People with Will Hunting's social background, abused children of blue-collar
squalor, do not become people with Will Hunting's particular talent. There
are too many distractions.
The breadth of Will Hunting's talent is also extraordinary. He is not just
good at maths; he displays a complete knowledge of Harvard's history
curriculum, of psychology, and by implication just about everything else.
Indeed, there is not one single instance in the entire film of
Will Hunting making a purely intellectual error. It is a given that he
is plugged into some kind of mysterious Source which does not allow him to
be wrong about anything.
Now I am widely regarded as being a pretty smart person, and I've spent my
entire life listening to people tell me how smart I am. And it doesn't work
that way. In fact it's pretty insulting to see it portrayed that way.
(The scene where Will sneers "do you realize how easy this is for me?" in
particular gave me a brief urge to smash the TV.)
It's as if I made the
aforementioned baseball movie, and the gimmick is that the main character
always hits a home run. Like the basketball players in Pleasantville
whose shots make the basket on four rebounds even if they throw the wrong way, Our Hero simply can't help knocking it out of the park. And when he pitches, same thing, he
always strikes out the batter.
Isn't the very idea already tickling your funny bone? Yuk Yuk Yuk. Those poor ordinary mortal baseball stars would just be
so totally humiliated, and imagine the lengths the teams would go to to sign
him! Especially if, get this, he would rather hang out at the Harvard library
reading math books than play! Aren't you just ROFL thinking of how that
would pan out? Especially if, being totally ignorant of baseball and baseball
culture, I made up whatever baseball rules I happen to need to drive the
plot?
Of course that would be a terrible movie, for the same reason that Good
Will Hunting is a terrible movie. Besides the insult to all the people
who have worked hard to learn the craft of baseball, purely as a movie it
would have no suspense. By contrast
with such unbelievably supernatural talent the character's personal problems
would seem pale and secondary, as do Will Hunting's. Good Will Hunting
asks us to believe that a boy who can do nobel laureate level work without
working up a sweat is so uninterested in doing such work that he'd rather
knock down buildings and mop floors. It simply doesn't wash. If he found
it that uninteresting he wouldn't have read the books and worked on the
problems in the first place, photographic memory speed-reading or none.

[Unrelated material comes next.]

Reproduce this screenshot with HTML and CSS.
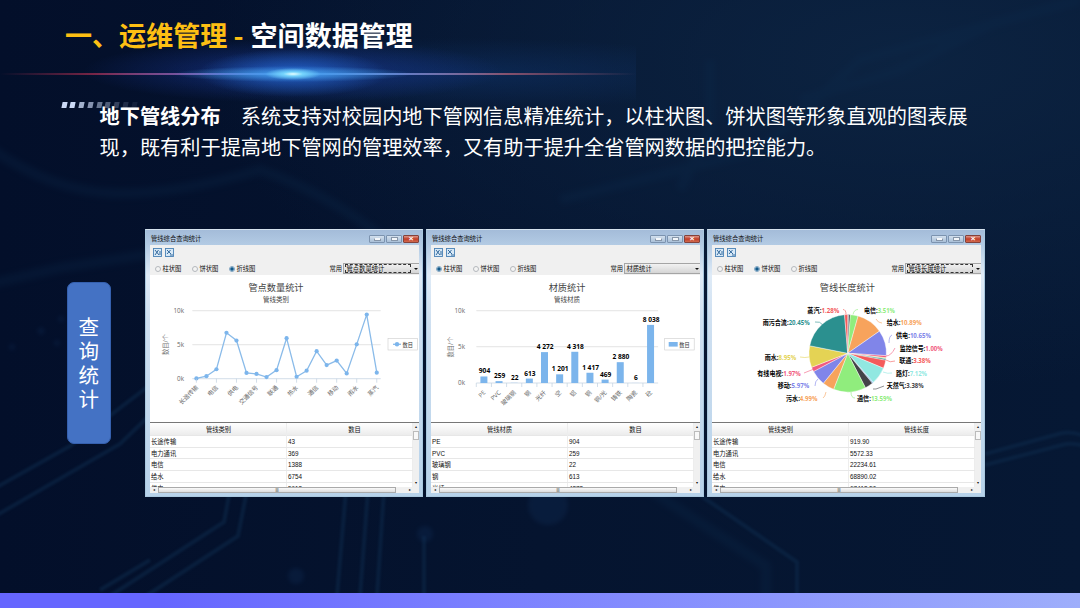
FILE: index.html
```html
<!DOCTYPE html>
<html lang="zh-CN">
<head>
    <meta charset="UTF-8">
    <meta name="viewport" content="width=device-width, initial-scale=1.0">
    <title>运维管理 - 空间数据管理</title>
    <link rel="stylesheet" href="styles.css">
</head>
<body>

<div class="slide">
    <!-- Circuit board background -->
    <svg class="circuit" viewBox="0 0 1080 608">
        <g class="wide">
            <path d="M-10 148 Q50 190 110 193 T260 170 Q320 190 380 235"/>
            <path d="M-10 284 L60 268 L150 254"/>
            <path d="M650 490 L766 566 V600"/>
            <path d="M560 200 L760 150 L860 60 L1080 0"/>
            <path d="M710 60 V130 L680 190"/>
            <path d="M800 100 L900 70 L1000 20"/>
        </g>
        <g class="thin">
            <path d="M-10 491 L70 446 L150 385"/>
            <path d="M-10 519 L120 444 L150 415"/>
            <path d="M230 490 L224 522 L110 596"/>
            <path d="M247 490 L238 536 L146 596"/>
            <path d="M346 490 L337 596"/>
            <path d="M368 490 L360 596"/>
            <path d="M384 490 L377 596"/>
            <path d="M424 536 V596"/>
            <path d="M700 495 L797 562 V596"/>
            <path d="M985 454 L1062 433 Q1072 431 1084 436"/>
            <path d="M985 465 L1062 445 Q1072 442 1084 446"/>
            <path d="M100 590 L150 560"/>
        </g>
        <g class="node">
            <circle cx="12" cy="347" r="3"/>
            <circle cx="41" cy="331" r="3.5"/>
            <circle cx="61" cy="319" r="3"/>
            <circle cx="57" cy="343" r="3"/>
            <circle cx="425" cy="534" r="8"/>
            <circle cx="296" cy="576" r="8"/>
            <circle cx="548" cy="505" r="20"/>
        </g>
    </svg>

    <header>
        <h1><span>一、运维管理 -</span> 空间数据管理</h1>
        <div class="flare"></div>
    </header>

    <section class="intro">
        <div class="stripes">
            <i></i><i></i><i></i><i></i><i></i><i></i><i></i><i></i><i></i>
        </div>
        <p><b>地下管线分布</b>　系统支持对校园内地下管网信息精准统计，以柱状图、饼状图等形象直观的图表展<br>现，既有利于提高地下管网的管理效率，又有助于提升全省管网数据的把控能力。</p>
    </section>

    <main>
        <div class="side-label">查询统计</div>
        <div class="windows" id="windows"></div>
    </main>

    <footer></footer>
</div>

<script>
    const COLORS = ["#7cb5ec", "#434348", "#90ed7d", "#f7a35c", "#8085e9", "#f15c80", "#e4d354", "#2b908f", "#f45b5b", "#91e8e1"];

    const windowsData = [
        {
            type: 2, select: "管点数量统计", focus: true, chart: lineChart,
            head: ["管线类别", "数目"],
            rows: [["长途传输", "43"], ["电力通讯", "369"], ["电信", "1388"], ["给水", "6754"], ["供电", "5613"]]
        },
        {
            type: 0, select: "材质统计", focus: false, chart: barChart,
            head: ["管线材质", "数目"],
            rows: [["PE", "904"], ["PVC", "259"], ["玻璃钢", "22"], ["钢", "613"], ["光纤", "4272"]]
        },
        {
            type: 1, select: "管线长度统计", focus: true, chart: pieChart,
            head: ["管线类别", "管线长度"],
            rows: [["长途传输", "919.90"], ["电力通讯", "5572.33"], ["电信", "22234.61"], ["给水", "68890.02"], ["供电", "67413.50"]]
        }
    ];

    function text(x, y, cls, str, extra) {
        return `<text x="${x}" y="${y}" class="${cls}" ${extra || ""}>${str}</text>`;
    }

    function grid(x1, x2, ys) {
        let out = "";
        ys.forEach((y, i) => {
            out += `<path class="${i === 2 ? "axis" : "grid"}" d="M${x1} ${y}H${x2}"/>`;
            out += text(34, y + 2, "tick", ["10k", "5k", "0k"][i]);
        });
        return out;
    }

    function legend(x, mark) {
        return `<rect class="legend" x="${x}" y="63.5" width="29.5" height="11.5"/>` + mark + text(x + 14.5, 71.5, "legend-text", "数目");
    }

    function lineChart() {
        const values = [40, 369, 1388, 6754, 5613, 850, 700, 240, 1260, 5960, 290, 1180, 4050, 2000, 2660, 780, 5050, 9430, 880];
        const names = ["长途传输", "电信", "供电", "交通信号", "联通", "热水", "通信", "移动", "雨水", "蒸汽"];
        const px = i => 46.4 + i * 10.02;
        const py = v => 103.7 - v * 0.0068;
        let out = text(126, 16, "title", "管点数量统计") + text(126, 27.4, "subtitle", "管线类别");
        out += grid(42.3, 230.7, [35.7, 69.7, 103.7]);
        out += text(0, 0, "y-title", "数目/个", 'transform="translate(18 69.5) rotate(-90)"');
        out += `<polyline class="line" points="${values.map((v, i) => px(i).toFixed(1) + "," + py(v).toFixed(1)).join(" ")}"/>`;
        values.forEach((v, i) => out += `<circle class="dot" cx="${px(i)}" cy="${py(v)}" r="2.1"/>`);
        names.forEach((n, i) => {
            out += `<path class="axis" d="M${px(i * 2)} 103.7v4"/>`;
            out += text(0, 0, "x-label", n, `transform="translate(${px(i * 2) + 2} 113) rotate(-45)"`);
        });
        return out + legend(238, '<path class="line" d="M243 69.3h8"/><circle class="dot" cx="247" cy="69.3" r="2.2"/>');
    }

    function barChart() {
        const data = [["PE", 904], ["PVC", 259], ["玻璃钢", 22], ["钢", 613], ["光纤", 4272], ["空", 1201], ["铝", 4318], ["铜", 1417], ["铜/光", 469], ["铸铁", 2880], ["陶瓷", 6], ["砼", 8038]];
        let out = text(136, 16, "title", "材质统计") + text(136, 27.4, "subtitle", "管线材质");
        out += grid(45.3, 227.1, [35.7, 71.7, 108]);
        out += text(0, 0, "y-title", "数目/个", 'transform="translate(22 72) rotate(-90)"');
        data.forEach(([name, v], i) => {
            const cx = 52.9 + i * 15.15;
            const h = v * 0.00723;
            out += `<path class="axis" d="M${cx - 7.6} 108v4"/>`;
            out += `<rect class="bar" x="${cx - 3.5}" y="${108 - h}" width="7" height="${h}"/>`;
            out += text(cx + 0.6, 105 - h, "bar-label", String(v).replace(/(\d)(\d{3})$/, "$1 $2"));
            out += text(0, 0, "x-label", name, `transform="translate(${cx + 2} 118) rotate(-45)"`);
        });
        return out + legend(233.7, '<rect class="bar" x="237.7" y="67" width="9" height="4.6"/>');
    }

    function pieChart() {
        const slices = [[0.35, 7], [0.75, 1], [3.2, 2], [10.9, 3], [10.6, 4], [0.9, 5], [0.4, 6], [0.6, 7], [3.38, 8], [7.2, 9], [0.5, 0], [3.38, 1], [13.4, 2], [4.9, 3], [6.3, 4], [1.9, 5], [8.95, 6], [20.45, 7], [1.28, 8]];
        // name, percent, colour, x, y, width
        const labels = [
            ["蒸汽", "1.28%", 8, 95.3, 35.3, 32], ["电信", "3.51%", 2, 152, 35.3, 31],
            ["给水", "10.89%", 3, 174.7, 48, 35], ["供电", "10.65%", 4, 184, 60.7, 35],
            ["监控信号", "1.00%", 5, 187.7, 73.3, 43], ["联通", "3.38%", 8, 187.3, 85.7, 31.5],
            ["路灯", "7.12%", 9, 184, 98.3, 31], ["天然气", "3.38%", 1, 174.7, 111, 37],
            ["通信", "13.59%", 2, 145, 123.5, 35], ["污水", "4.99%", 3, 74, 123.5, 31.5],
            ["移动", "5.97%", 4, 65.7, 111, 31.5], ["有线电视", "1.97%", 5, 45.3, 98.3, 43.5],
            ["雨水", "8.95%", 6, 52.7, 83, 31.5], ["雨污合流", "20.45%", 7, 50.7, 48, 47]
        ];
        const links = [
            ["M131 34.5q3 0 3 5", 8], ["M146 34.5q-4 0-5 5", 2], ["M170 48q-4 0-6-4", 3], ["M180 60q-3 1-3 8", 4],
            ["M183 73q-4 8-9 8", 5], ["M183 86q-5 2-9-1", 8], ["M180 98q-4 1-9-1", 9], ["M172 111l-8 3h-3", 1],
            ["M143 123q-4 0-4-6", 2], ["M111 123q2-1 3-6", 3], ["M103 111q0-5 3-7", 4], ["M92 98l10-4", 5],
            ["M88 82q5 1 9 0", 6], ["M103 47q5-1 8 3", 7]
        ];
        const total = slices.reduce((s, d) => s + d[0], 0);
        const cx = 135.7, cy = 78.3, r = 38.7;
        let a = 0;
        let out = text(135.3, 16, "title", "管线长度统计");
        slices.forEach(([v, c]) => {
            const b = a + v / total * Math.PI * 2;
            out += `<path class="slice" fill="${COLORS[c]}" d="M${cx} ${cy}L${cx + r * Math.sin(a)} ${cy - r * Math.cos(a)}A${r} ${r} 0 0 1 ${cx + r * Math.sin(b)} ${cy - r * Math.cos(b)}Z"/>`;
            a = b;
        });
        links.forEach(([d, c]) => out += `<path class="link" stroke="${COLORS[c]}" d="${d}"/>`);
        labels.forEach(([n, p, c, x, y, w]) => {
            out += text(x, y + 2.3, "pie-label", `${n}:<tspan fill="${COLORS[c]}">${p}</tspan>`, `textLength="${w}" lengthAdjust="spacingAndGlyphs"`);
        });
        return out;
    }

    document.getElementById("windows").innerHTML = windowsData.map(w => `
        <div class="window">
            <div class="title-bar">
                <span>管线综合查询统计</span>
                <div class="buttons"><i class="min"></i><i class="max"></i><i class="close">×</i></div>
            </div>
            <div class="client">
                <div class="toolbar">
                    <svg viewBox="0 0 9 9"><rect x=".5" y=".5" width="8" height="8"/><path d="M2 2l4 5M5.5 2L2 7M6 4h2M6 6h2"/></svg>
                    <svg viewBox="0 0 9 9"><rect x=".5" y=".5" width="8" height="8"/><path d="M2 2l4 4M5.5 2L2 6M5 7h3"/></svg>
                </div>
                <div class="options">
                    ${["柱状图", "饼状图", "折线图"].map((t, i) => `<label class="${i === w.type ? "checked" : ""}">${t}</label>`).join("")}
                    <span class="common">常用</span>
                    <div class="select ${w.focus ? "focus" : ""}"><span>${w.select}</span></div>
                </div>
                <svg class="chart" viewBox="0 0 271 147">${w.chart()}</svg>
                <div class="table">
                    <div class="cells">
                        <div class="row head"><span>${w.head[0]}</span><span>${w.head[1]}</span></div>
                        ${w.rows.map(r => `<div class="row"><span>${r[0]}</span><span>${r[1]}</span></div>`).join("")}
                    </div>
                    <div class="v-scroll"><b>▴</b><i></i><b>▾</b></div>
                </div>
                <div class="h-scroll"><b>◂</b><i>|||</i><b>▸</b></div>
            </div>
        </div>`).join("");
</script>

</body>
</html>
```
FILE: styles.css
```css
*, *::before, *::after {
    box-sizing: border-box;
}
body {
    margin: 0;
    font-family: "Liberation Sans", "Noto Sans CJK SC", sans-serif;
}
.slide {
    position: relative;
    display: flex;
    flex-direction: column;
    width: 1080px;
    height: 608px;
    overflow: hidden;
    color: #fff;
    background: radial-gradient(ellipse 700px 330px at 900px 60px, #0c2341, transparent), linear-gradient(90deg, #030f2a, #05142f 50%, #061834);
}
.circuit {
    position: absolute;
    inset: 0;
    fill: none;
}
.circuit .wide {
    stroke: #0d2b4c;
    stroke-width: 10;
    opacity: 0.28;
    filter: blur(3px);
}
.circuit .thin {
    stroke: #0d2a4b;
    stroke-width: 4;
    opacity: 0.55;
    filter: blur(1px);
}
.circuit .node {
    fill: #12305a;
    opacity: 0.3;
    filter: blur(2px);
}

header {
    position: relative;
    height: 101px;
}
h1 {
    margin: 0;
    padding: 15px 0 0 65px;
    font: bold 27.05px/40px "Noto Sans CJK SC", sans-serif;
    white-space: nowrap;
    position: relative;
    z-index: 1;
}
h1 span {
    color: #fdbf13;
    margin-right: 1px;
}
.flare {
    position: absolute;
    left: 0;
    top: 34px;
    width: 636px;
    height: 80px;
    background:
        radial-gradient(ellipse 28px 6px at 293px 40px, #e8ffff 0%, rgba(125, 222, 255, 0.85) 35%, rgba(80, 180, 255, 0) 100%),
        radial-gradient(ellipse 120px 8px at 293px 40px, rgba(75, 168, 245, 0.9), rgba(75, 168, 245, 0)),
        radial-gradient(ellipse 95px 24px at 293px 39px, rgba(38, 110, 220, 0.75), rgba(38, 110, 220, 0)),
        radial-gradient(ellipse 210px 32px at 293px 37px, rgba(28, 60, 165, 0.6), rgba(28, 60, 165, 0)),
        linear-gradient(90deg, transparent, #7b2545 15%, #a678c9 35%, #c9e6ff 46%, #8299d8 62%, #85506c 80%, transparent) 0 39px / 100% 2px no-repeat,
        radial-gradient(ellipse 300px 36px at 460px 40px, rgba(18, 60, 125, 0.4), rgba(18, 60, 125, 0));
}

.intro {
    position: relative;
    height: 128px;
    padding-left: 100px;
}
.intro p {
    margin: 0;
    font: 20.19px/31px "Noto Sans CJK SC", sans-serif;
    white-space: nowrap;
    position: relative;
    top: -1px;
    left: -0.5px;
}
.stripes {
    position: absolute;
    left: 61.5px;
    top: 1px;
    display: flex;
    gap: 3.4px;
}
.stripes i {
    width: 5.4px;
    height: 6px;
    background: #cbd9f6;
    transform: skewX(-12deg);
}
.stripes i:nth-child(3) { opacity: 0.8; }
.stripes i:nth-child(4) { opacity: 0.65; }
.stripes i:nth-child(5) { opacity: 0.5; }
.stripes i:nth-child(6) { opacity: 0.38; }
.stripes i:nth-child(7) { opacity: 0.25; }
.stripes i:nth-child(8) { opacity: 0.15; }
.stripes i:nth-child(9) { opacity: 0.08; }

main {
    position: relative;
    flex: 1;
    display: flex;
    align-items: flex-start;
    padding-left: 67px;
}
.side-label {
    width: 44px;
    height: 162px;
    margin: 53px 34px 0 0;
    padding: 31px 10.5px 0;
    border: 1px solid #3560ae;
    border-radius: 7px;
    background: #4472c4;
    font: 20.5px/24.1px "Noto Sans CJK SC", sans-serif;
    word-break: break-all;
}
.windows {
    display: flex;
}
.window {
    width: 278px;
    height: 268px;
    margin-right: 3px;
    padding: 0 3px 3px 4px;
    border: 1px solid #a9c8df;
    border-top-color: #d5e2ee;
    background: linear-gradient(#a4bcd9, #b3cbe4 15px, #dfebf7 45px, #cfe0f1 90px, #b7d2ea);
    color: #111;
    font-size: 6.3px;
    display: flex;
    flex-direction: column;
}
.title-bar {
    height: 15px;
    display: flex;
    justify-content: space-between;
    padding-left: 1px;
    line-height: 18px;
}
.buttons {
    display: flex;
    gap: 1px;
    padding-top: 5px;
}
.buttons i {
    width: 16px;
    height: 8px;
    border: 1px solid #7c93af;
    border-radius: 1px;
    background: linear-gradient(#d3e0ee, #a9bfd7);
    font: bold 8px/6px "Liberation Sans", sans-serif;
    text-align: center;
    color: #fff;
}
.buttons .min::before, .buttons .max::before {
    content: "";
    display: block;
    width: 7px;
    height: 3px;
    margin: 2px auto 0;
    background: #f4f7fa;
    border: 1px solid #8796a9;
    border-top-color: #f4f7fa;
}
.buttons .max::before {
    height: 4px;
    margin-top: 1px;
    border-top-color: #8796a9;
}
.buttons .close {
    background: linear-gradient(#dc998c, #c23c28 50%, #cf6a4e);
    border-color: #84423b;
}
.client {
    flex: 1;
    display: flex;
    flex-direction: column;
    overflow: hidden;
    background: #f0f0f0;
}
.toolbar {
    display: flex;
    gap: 3px;
    height: 17px;
    padding: 3px 0 0 2.5px;
}
.toolbar svg {
    width: 9px;
    height: 9px;
    fill: #d8e9f7;
    stroke: #4b82b5;
    stroke-width: 0.9;
}
.toolbar path {
    stroke: #235b92;
    fill: none;
}
.options {
    display: flex;
    align-items: center;
    height: 13px;
}
.options label {
    display: flex;
    align-items: center;
    gap: 2px;
    width: 37px;
    white-space: nowrap;
}
.options label:first-child {
    margin-left: 4.5px;
}
.options label::before {
    content: "";
    flex: none;
    width: 6px;
    height: 6px;
    border: 1px solid #b4b8bd;
    border-radius: 50%;
    background: #f4f4f4;
}
.options .checked::before {
    border-color: #7fa3c0;
    background: radial-gradient(#135888 45%, #a8cee6 75%);
}
.common {
    margin-left: auto;
    margin-right: 1px;
}
.select {
    display: flex;
    align-items: center;
    width: 76px;
    height: 11px;
    padding-left: 1px;
    border: 1px solid #a5a5a5;
    border-right: 0;
    background: linear-gradient(#f2f2f2, #d5d5d5);
}
.select::after {
    content: "";
    margin: 0 1px 0 auto;
    border: 2px solid transparent;
    border-top: 2.5px solid #111;
    border-bottom: 0;
}
.select span {
    width: 66px;
    height: 9px;
    line-height: 9px;
    padding-left: 0.5px;
}
.select.focus span {
    border: 1px dashed #333;
    line-height: 8px;
}

/* Charts */
.chart {
    width: 271px;
    height: 147px;
    background: #fff;
    flex: none;
}
.chart text {
    font-family: "Open Sans", "Noto Sans CJK SC", sans-serif;
}
.title {
    font-size: 9.2px;
    fill: #444;
    text-anchor: middle;
}
.subtitle {
    font-size: 6.5px;
    fill: #444;
    text-anchor: middle;
}
.tick {
    font-size: 6.3px;
    fill: #666;
    text-anchor: end;
}
.y-title {
    font-size: 6.3px;
    fill: #707070;
    text-anchor: middle;
}
.x-label {
    font-size: 6px;
    fill: #666;
    text-anchor: end;
}
.grid {
    stroke: #d8d8d8;
    stroke-width: 0.7;
}
.axis {
    stroke: #c0d0e0;
    stroke-width: 0.7;
}
.line {
    fill: none;
    stroke: #8abbe9;
    stroke-width: 1.3;
}
.dot, .bar {
    fill: #7cb5ec;
}
.bar-label {
    font-size: 6.6px;
    font-weight: bold;
    text-anchor: middle;
}
.legend {
    fill: #fff;
    stroke: #ccc;
    stroke-width: 0.6;
}
.legend-text {
    font-size: 5.2px;
    fill: #333;
}
.slice {
    stroke: #fff;
    stroke-width: 0.4;
}
.link {
    fill: none;
    stroke-width: 0.6;
}
.pie-label {
    font-size: 6.3px;
    font-weight: bold;
}

/* Data table */
.table {
    flex: 1;
    display: flex;
    overflow: hidden;
    border-top: 1px solid #777;
    background: #fff;
}
.cells {
    flex: 1;
}
.row {
    display: grid;
    grid-template-columns: 137px 1fr;
    height: 11.6px;
    line-height: 11px;
    border-bottom: 1px solid #e7e7e7;
}
.row span {
    padding-left: 1px;
    border-right: 1px solid #ededed;
}
.row.head {
    height: 13.2px;
    line-height: 13px;
    text-align: center;
    background: linear-gradient(#fff, #ececec);
}
.row.head span:last-child {
    padding-left: 10px;
}
.v-scroll {
    width: 6px;
    display: flex;
    flex-direction: column;
    justify-content: space-between;
    background: #f0f0f0;
    font-size: 4px;
    line-height: 8px;
    text-align: center;
}
.v-scroll i {
    height: 9px;
    margin-bottom: auto;
    border: 1px solid #bbb;
    background: #f8f8f8;
}
.v-scroll b, .h-scroll b {
    font-weight: normal;
}
.h-scroll {
    display: flex;
    height: 6px;
    font-size: 4px;
    line-height: 5px;
    padding: 0 8px 0 3px;
    background: #f0f0f0;
}
.h-scroll i {
    flex: 1;
    margin: 0 13px 0 3px;
    border: 1px solid #aaa;
    background: linear-gradient(#fafafa, #dcdcdc);
    font-style: normal;
    line-height: 4px;
    text-align: center;
}

footer {
    position: relative;
    height: 15px;
    background: linear-gradient(90deg, #6666ff 15%, #7b80ff 45%, #9eaefb);
}
```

Outside of the smartness gimmick Good Will Hunting is basically the
same story as Rocky, only less believable. It is a sign of how
shallow the plot is that I forgot the girlfriend's name within five minutes
of returning the DVD. Robin Williams is wasted in his role, which pivots
around another scene that rings false, the catharsis triggered by Williams'
repeating "It's not your fault..." as they stare at the folder containing
his child abuse pics. (This scene was especially painful as it reminded
me of Williams' role in Patch Adams, a movie in which Williams
played the improbably smart person and which managed to do right all the
things that Will Hunting does wrong.)
The morass of conveniently interlocking personal problems put me in mind of
another movie that went spectacularly wrong, Pay It Forward, to
the extent that I briefly wondered if Will would be allowed to survive
the movie. Alas, scriptwriters-actors Affleck and Damon seem to have been
too in awe of their own character to kill him off. A shame, since I'd have
volunteered for the part of the hit man.
While the movie has its funny moments (most memorably "Why not work for the
NSA?) it is too in awe of itself to work. The sad thing is it could have
been done right. Make Will a middle class student with overprotective white-collar parents, and you could even keep the Right About Everything schtick
without it seeming so unbelievably stupid. Then, the critical thing, once
Will's talent is well established, the plot crisis must revolve around
one thing: He has to be wrong about something. Not about those
emotional things he's awkward with anyway, his central talent has to fail
him, and he has to draw on those emotional things he's awkward with to save
himself.
That would have worked, it would have been interesting, and it would not have
been insulting to those of us who tend to score in the top half of the bell
curve on standardized tests. If someone like Will really existed, his true test of character would be learning that even he can be wrong no matter how smart he
is -- just as Einstein, who is conspicuously mentioned in Good Will Hunting,
more or less wasted the last forty years of his life on a quixotic attempt to
unify physics without using the quantum theory he despised.
Or, to return to the baseball story I'm smart enough not to make, I am
smart enough to recognize the proper ending:
Oh, somewhere in this favored land the sun is shining bright,
The band is playing somewhere, and somewhere hearts are light,
And somewhere men are laughing, and little children shout;
But there is no joy in Mudville -- mighty Casey has struck out.